» PROMPT:
Would you print the material exactly, starting at its first line and ending at the line holding "<system-nav></system-nav>"?

» DATA SECTION:
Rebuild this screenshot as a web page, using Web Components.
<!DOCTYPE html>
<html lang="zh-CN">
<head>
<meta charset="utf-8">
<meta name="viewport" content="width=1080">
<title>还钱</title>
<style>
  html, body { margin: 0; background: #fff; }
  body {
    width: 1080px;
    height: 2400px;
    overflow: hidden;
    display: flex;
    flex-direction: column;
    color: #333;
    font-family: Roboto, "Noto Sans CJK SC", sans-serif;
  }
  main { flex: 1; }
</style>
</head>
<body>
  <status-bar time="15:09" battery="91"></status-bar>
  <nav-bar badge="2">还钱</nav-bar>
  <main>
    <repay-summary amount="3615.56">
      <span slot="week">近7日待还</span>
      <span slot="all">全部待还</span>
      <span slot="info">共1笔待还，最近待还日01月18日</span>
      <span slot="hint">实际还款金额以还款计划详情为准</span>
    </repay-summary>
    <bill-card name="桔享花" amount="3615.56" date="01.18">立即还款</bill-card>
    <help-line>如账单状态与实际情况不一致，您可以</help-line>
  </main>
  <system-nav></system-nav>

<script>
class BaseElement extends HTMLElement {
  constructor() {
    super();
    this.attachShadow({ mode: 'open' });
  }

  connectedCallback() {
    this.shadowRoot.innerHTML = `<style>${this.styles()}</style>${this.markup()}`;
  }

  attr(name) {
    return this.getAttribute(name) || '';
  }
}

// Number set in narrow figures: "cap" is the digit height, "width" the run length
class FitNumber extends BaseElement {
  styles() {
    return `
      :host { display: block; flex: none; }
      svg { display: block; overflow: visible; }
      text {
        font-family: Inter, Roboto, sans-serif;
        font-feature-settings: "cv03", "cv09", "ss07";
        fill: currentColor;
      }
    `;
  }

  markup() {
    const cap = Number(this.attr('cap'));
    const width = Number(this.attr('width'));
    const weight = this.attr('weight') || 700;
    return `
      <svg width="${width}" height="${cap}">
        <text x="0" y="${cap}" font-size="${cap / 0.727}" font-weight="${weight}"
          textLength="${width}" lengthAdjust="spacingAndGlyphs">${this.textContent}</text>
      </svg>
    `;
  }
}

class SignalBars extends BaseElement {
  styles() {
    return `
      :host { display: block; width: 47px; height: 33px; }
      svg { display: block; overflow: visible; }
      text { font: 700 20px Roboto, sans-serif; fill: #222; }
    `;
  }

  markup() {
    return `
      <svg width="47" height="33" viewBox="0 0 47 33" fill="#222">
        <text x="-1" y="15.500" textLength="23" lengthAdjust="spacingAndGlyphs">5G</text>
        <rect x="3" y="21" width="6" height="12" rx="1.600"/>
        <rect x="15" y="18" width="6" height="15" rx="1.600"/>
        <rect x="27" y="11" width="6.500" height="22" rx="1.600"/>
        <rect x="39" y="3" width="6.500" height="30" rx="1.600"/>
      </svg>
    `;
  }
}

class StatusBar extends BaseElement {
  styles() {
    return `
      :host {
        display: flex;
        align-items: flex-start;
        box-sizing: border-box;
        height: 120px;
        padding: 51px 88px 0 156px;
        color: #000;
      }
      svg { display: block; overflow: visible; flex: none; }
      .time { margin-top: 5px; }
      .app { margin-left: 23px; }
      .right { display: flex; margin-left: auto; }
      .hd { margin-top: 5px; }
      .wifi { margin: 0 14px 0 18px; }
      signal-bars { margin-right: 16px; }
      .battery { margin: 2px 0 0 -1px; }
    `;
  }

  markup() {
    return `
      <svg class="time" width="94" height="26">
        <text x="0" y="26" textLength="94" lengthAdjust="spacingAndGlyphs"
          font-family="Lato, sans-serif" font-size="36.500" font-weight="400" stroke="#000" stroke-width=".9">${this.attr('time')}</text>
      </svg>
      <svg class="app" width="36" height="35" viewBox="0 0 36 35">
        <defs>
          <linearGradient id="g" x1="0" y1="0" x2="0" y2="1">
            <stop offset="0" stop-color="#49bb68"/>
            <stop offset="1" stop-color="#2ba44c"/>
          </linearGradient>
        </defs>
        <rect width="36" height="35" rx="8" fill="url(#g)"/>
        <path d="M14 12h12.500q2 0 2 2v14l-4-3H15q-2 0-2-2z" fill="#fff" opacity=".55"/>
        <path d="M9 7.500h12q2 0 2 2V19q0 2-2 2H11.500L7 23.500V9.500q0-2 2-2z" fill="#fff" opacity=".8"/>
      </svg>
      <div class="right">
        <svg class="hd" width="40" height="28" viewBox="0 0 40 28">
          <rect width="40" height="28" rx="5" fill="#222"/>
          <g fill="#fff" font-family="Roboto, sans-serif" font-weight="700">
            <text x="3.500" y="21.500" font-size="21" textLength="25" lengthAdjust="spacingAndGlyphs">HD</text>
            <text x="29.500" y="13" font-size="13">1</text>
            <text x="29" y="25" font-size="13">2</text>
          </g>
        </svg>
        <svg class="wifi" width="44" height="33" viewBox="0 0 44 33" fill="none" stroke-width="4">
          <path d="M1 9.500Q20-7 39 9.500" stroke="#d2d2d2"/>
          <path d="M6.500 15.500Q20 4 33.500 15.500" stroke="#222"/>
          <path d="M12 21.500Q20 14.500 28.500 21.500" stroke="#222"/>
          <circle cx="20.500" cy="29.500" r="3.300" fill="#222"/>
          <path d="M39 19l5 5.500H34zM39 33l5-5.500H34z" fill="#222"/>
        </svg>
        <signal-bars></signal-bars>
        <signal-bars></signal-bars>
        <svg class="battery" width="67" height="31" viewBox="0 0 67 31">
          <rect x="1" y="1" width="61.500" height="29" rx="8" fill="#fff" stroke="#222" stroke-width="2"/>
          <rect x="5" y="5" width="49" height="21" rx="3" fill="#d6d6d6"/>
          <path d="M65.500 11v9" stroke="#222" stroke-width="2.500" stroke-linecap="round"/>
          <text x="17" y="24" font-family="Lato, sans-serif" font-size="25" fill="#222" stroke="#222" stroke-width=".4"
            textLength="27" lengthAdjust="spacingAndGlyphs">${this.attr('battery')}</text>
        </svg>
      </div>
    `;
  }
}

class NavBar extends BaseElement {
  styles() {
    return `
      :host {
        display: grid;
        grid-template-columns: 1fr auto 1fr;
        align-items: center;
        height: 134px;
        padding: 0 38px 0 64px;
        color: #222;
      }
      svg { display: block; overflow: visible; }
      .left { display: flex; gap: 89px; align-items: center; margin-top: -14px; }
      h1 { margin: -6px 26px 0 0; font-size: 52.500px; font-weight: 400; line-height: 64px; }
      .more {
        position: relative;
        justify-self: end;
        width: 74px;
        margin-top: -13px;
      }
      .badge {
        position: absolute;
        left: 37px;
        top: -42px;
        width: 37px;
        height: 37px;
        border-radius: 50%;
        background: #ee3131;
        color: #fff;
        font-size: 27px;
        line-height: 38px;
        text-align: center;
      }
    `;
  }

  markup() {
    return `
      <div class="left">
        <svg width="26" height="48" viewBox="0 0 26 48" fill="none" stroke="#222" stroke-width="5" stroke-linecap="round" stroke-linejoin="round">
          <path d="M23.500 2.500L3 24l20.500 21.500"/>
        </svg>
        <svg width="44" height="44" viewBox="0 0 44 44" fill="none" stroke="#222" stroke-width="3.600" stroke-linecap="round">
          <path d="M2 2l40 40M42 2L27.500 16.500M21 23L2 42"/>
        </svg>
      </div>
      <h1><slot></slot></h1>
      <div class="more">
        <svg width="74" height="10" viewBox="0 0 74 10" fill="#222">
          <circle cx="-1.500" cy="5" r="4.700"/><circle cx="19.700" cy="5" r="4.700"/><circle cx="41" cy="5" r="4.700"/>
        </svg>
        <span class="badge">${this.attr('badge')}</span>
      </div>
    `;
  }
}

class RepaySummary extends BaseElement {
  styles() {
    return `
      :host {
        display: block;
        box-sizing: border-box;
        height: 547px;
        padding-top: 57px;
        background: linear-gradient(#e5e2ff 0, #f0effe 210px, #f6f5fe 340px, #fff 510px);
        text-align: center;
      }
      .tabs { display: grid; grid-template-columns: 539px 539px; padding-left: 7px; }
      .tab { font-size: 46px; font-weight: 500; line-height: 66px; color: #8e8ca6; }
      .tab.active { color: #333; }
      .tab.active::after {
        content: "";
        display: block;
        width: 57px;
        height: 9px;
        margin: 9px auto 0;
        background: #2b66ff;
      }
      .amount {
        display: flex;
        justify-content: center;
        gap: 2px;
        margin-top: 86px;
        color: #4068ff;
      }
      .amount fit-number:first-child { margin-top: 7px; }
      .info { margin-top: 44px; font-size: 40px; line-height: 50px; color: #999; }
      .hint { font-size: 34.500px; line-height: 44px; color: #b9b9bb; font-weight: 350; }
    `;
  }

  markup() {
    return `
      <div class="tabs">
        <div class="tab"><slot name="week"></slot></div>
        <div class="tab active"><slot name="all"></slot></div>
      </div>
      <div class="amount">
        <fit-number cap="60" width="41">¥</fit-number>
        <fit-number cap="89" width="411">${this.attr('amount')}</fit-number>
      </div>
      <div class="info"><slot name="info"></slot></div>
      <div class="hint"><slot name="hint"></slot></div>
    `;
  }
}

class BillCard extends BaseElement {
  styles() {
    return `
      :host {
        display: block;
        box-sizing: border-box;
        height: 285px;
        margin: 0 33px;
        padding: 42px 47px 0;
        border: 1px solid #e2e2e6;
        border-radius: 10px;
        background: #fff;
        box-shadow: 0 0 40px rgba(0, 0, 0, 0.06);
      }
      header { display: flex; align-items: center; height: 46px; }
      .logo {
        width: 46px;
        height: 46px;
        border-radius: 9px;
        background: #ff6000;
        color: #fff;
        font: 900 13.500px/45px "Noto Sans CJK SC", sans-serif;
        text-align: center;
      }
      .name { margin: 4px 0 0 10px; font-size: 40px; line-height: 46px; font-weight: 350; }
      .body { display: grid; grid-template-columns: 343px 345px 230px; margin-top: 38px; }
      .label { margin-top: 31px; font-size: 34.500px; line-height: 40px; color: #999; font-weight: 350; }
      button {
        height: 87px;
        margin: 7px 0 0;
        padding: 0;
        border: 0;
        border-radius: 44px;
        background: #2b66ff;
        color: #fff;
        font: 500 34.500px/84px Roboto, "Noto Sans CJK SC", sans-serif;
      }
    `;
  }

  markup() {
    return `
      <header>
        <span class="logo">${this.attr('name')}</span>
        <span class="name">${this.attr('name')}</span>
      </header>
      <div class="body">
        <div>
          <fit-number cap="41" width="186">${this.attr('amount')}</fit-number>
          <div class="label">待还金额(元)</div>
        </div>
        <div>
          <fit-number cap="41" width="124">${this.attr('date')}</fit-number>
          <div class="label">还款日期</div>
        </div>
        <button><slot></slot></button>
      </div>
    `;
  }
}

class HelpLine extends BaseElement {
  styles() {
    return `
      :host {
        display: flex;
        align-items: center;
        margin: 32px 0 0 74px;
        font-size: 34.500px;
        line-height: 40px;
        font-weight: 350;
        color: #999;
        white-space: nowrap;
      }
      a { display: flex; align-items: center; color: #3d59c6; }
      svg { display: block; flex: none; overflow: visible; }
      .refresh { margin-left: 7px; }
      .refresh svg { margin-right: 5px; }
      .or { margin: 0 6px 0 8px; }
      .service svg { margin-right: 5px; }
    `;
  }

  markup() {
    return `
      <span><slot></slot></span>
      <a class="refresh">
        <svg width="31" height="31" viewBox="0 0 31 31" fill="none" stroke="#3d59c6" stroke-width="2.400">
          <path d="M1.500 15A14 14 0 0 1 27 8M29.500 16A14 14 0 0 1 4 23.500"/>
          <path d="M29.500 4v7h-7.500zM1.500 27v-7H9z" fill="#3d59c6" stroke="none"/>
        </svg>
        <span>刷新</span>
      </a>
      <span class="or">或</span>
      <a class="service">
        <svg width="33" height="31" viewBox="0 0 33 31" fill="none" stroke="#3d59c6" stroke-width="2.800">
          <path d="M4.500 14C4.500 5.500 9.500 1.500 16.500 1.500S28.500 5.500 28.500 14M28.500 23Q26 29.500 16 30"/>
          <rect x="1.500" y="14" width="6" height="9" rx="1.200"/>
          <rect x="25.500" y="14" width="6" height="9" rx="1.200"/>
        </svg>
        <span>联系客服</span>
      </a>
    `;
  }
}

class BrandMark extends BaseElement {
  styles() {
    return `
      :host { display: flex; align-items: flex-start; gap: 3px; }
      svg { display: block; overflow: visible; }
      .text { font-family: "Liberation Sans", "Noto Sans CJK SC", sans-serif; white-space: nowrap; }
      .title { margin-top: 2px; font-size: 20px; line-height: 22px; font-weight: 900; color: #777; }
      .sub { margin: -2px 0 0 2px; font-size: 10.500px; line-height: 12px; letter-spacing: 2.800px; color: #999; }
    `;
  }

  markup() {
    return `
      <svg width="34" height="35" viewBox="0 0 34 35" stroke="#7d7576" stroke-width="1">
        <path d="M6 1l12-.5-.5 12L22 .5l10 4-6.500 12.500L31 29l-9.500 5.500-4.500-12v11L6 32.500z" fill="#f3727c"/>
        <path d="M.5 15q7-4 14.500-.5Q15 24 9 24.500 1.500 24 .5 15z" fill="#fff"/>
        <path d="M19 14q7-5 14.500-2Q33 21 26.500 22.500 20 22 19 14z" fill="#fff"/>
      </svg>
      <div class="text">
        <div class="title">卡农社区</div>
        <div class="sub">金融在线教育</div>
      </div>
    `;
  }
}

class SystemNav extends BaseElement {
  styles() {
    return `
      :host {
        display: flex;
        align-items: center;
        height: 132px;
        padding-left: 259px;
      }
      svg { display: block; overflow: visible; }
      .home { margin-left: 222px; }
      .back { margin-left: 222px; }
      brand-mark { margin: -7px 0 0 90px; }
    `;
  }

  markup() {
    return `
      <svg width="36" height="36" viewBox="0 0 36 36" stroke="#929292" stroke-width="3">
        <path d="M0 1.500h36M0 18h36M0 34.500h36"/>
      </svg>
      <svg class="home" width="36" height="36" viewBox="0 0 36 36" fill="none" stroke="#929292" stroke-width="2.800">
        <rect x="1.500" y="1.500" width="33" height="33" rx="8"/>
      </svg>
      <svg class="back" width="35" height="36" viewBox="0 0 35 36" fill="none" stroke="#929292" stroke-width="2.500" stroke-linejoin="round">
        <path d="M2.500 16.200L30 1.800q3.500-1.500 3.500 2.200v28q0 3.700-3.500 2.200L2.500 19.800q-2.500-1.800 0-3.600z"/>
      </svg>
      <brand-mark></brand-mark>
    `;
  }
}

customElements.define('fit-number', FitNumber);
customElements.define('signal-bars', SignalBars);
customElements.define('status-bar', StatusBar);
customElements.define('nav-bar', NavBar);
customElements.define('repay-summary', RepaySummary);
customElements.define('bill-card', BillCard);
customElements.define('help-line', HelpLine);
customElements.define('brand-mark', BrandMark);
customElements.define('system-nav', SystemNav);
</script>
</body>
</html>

» RESPONSE:
Rebuild this screenshot as a web page, using Web Components.
<!DOCTYPE html>
<html lang="zh-CN">
<head>
<meta charset="utf-8">
<meta name="viewport" content="width=1080">
<title>还钱</title>
<style>
  html, body { margin: 0; background: #fff; }
  body {
    width: 1080px;
    height: 2400px;
    overflow: hidden;
    display: flex;
    flex-direction: column;
    color: #333;
    font-family: Roboto, "Noto Sans CJK SC", sans-serif;
  }
  main { flex: 1; }
</style>
</head>
<body>
  <status-bar time="15:09" battery="91"></status-bar>
  <nav-bar badge="2">还钱</nav-bar>
  <main>
    <repay-summary amount="3615.56">
      <span slot="week">近7日待还</span>
      <span slot="all">全部待还</span>
      <span slot="info">共1笔待还，最近待还日01月18日</span>
      <span slot="hint">实际还款金额以还款计划详情为准</span>
    </repay-summary>
    <bill-card name="桔享花" amount="3615.56" date="01.18">立即还款</bill-card>
    <help-line>如账单状态与实际情况不一致，您可以</help-line>
  </main>
  <system-nav></system-nav>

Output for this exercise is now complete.